On a weekend visit to the duke's estate near Exmoor in Devon, Patterson meets the duke's granddaughter, Lady Patricia Fairfax (Anna Neagle), who is also a corporal in the Women's Auxiliary Air Force. However, she is David's childhood sweetheart. After a cool beginning, distanced on cultural misunderstandings, they fall in love. David is unaware of what is happening until the final night before the election, when it becomes clear to him during a party on the estate. The next day, the duke learns that his estate has been appropriated by the American army for a base and that David has lost the election.

David and Patricia argue, and David plans to return to active service.

When Patterson realises that Pat and David have long expected to marry, he contrives to obtain medical clearance to go back to combat duty. David realises that Pat still loves Patterson and arranges for them to reunite. Returning from a mission with heavy battle damage, Patterson attempts to help his pilot land their B-17 Flying Fortress at an emergency landing strip at Exmoor, but is killed when the bomber stalls as they manoeuvre to avoid crashing in the village. The plane explodes killing everyone. Ironically it is Pat who takes the message listing the dead.

The duke and his family mourn Patterson at a memorial service in the village church, and an American flag is presented to be hung in the school. The vicar reads out the names of the crew who died to save the village.

David is seen in the co-pilot's seat, flying with his paratrooper unit to parachute into France (implying but not stating that it is D-Day).

The film ends with a poem by Walt Whitman regarding the relationship between the USA and Britain.

==Cast==
- Anna Neagle as Lady Patricia Fairfax, granddaughter of the Duke of Exmoor
- Rex Harrison as Major David Bruce
- Dean Jagger as Staff Sergeant John Patterson
- Robert Morley as The Duke of Exmoor
- Nancy Price as Mrs Wilson
- Dame Irene Vanbrugh as Mrs. Mildred Catchpole, cousin of the Duke of Exmoor
- Jane Darwell as Mrs Patterson
- Elliott Arluck as Sergeant Benjie Greenburg
- Walter Hudd as Vicar
- Edward Rigby as Innkeeper
- Cecil Ramage as Trewhewy
- Irene Manning as herself - U.S.O. Singer
- Francis Pierlot as Postman
- Aubrey Mallalieu as Bates
- Michael Shepley as Lieutenant Lutyens

Notable supporting players included Charles Victor, Ronald Shiner, Percy Walsh, Brenda Bruce, Shelagh Fraser, John Slater, Alvar Lidell, David Horne, Robert Farnon and Carroll Gibbons.
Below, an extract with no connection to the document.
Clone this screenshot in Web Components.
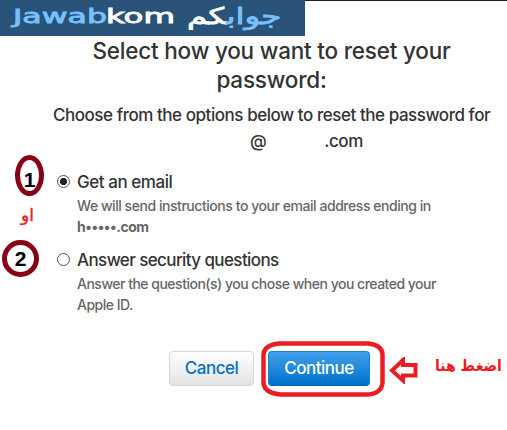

The Canadian Band of the AEF appears with bandleader/arranger Captain Robert Farnon. They filmed their sequence in late 1944.

==Reception==
Wilcox later said Rex Harrison was the greatest actor whom he had ever directed "without a doubt". He planned on making more films with Harrison but the actor received a contract offer from 20th Century Fox and left for Hollywood.

===Box office===
The film was popular at the British box office. According to Kinematograph Weekly the "biggest winners" at the box office in 1945 Britain were The Seventh Veil, with "runners up" being (in release order), Madonna of the Seven Moons, Old Acquaintance, Frenchman's Creek, Mrs. Parkington, Arsenic and Old Lace, Meet Me in St Louis, A Song to Remember, Since You Went Away, Here Come the Waves, Tonight and Every Night, Hollywood Canteen, They Were Sisters, The Princess and the Pirate, The Affairs of Susan, National Velvet, Mr. Skeffington, I Live in Grosvenor Square, Nob Hill, Perfect Strangers, The Valley of Decision, Conflict and Duffy's Tavern. British "runners up" were They Were Sisters, I Live in Grosvenor Square, Perfect Strangers, Madonna of the Seven Moons, Waterloo Road, Blithe Spirit, The Way to the Stars, I'll Be Your Sweetheart, Dead of Night, Waltz Time and Henry V.

===Critical===
Critic Bosley Crowther wrote in The New York Times, "There is much that is admirable about A Yank in London, and the glimpses of Irene Manning singing for the boys at the Rainbow Corner in Piccadilly will stir memories. But the picture, like the script, is diffuse, and Mr. Wilcox in his direction permits scenes to dissolve in a rambling, confusing style"; while more recently TV Guide called it "An entertaining but overlong romance."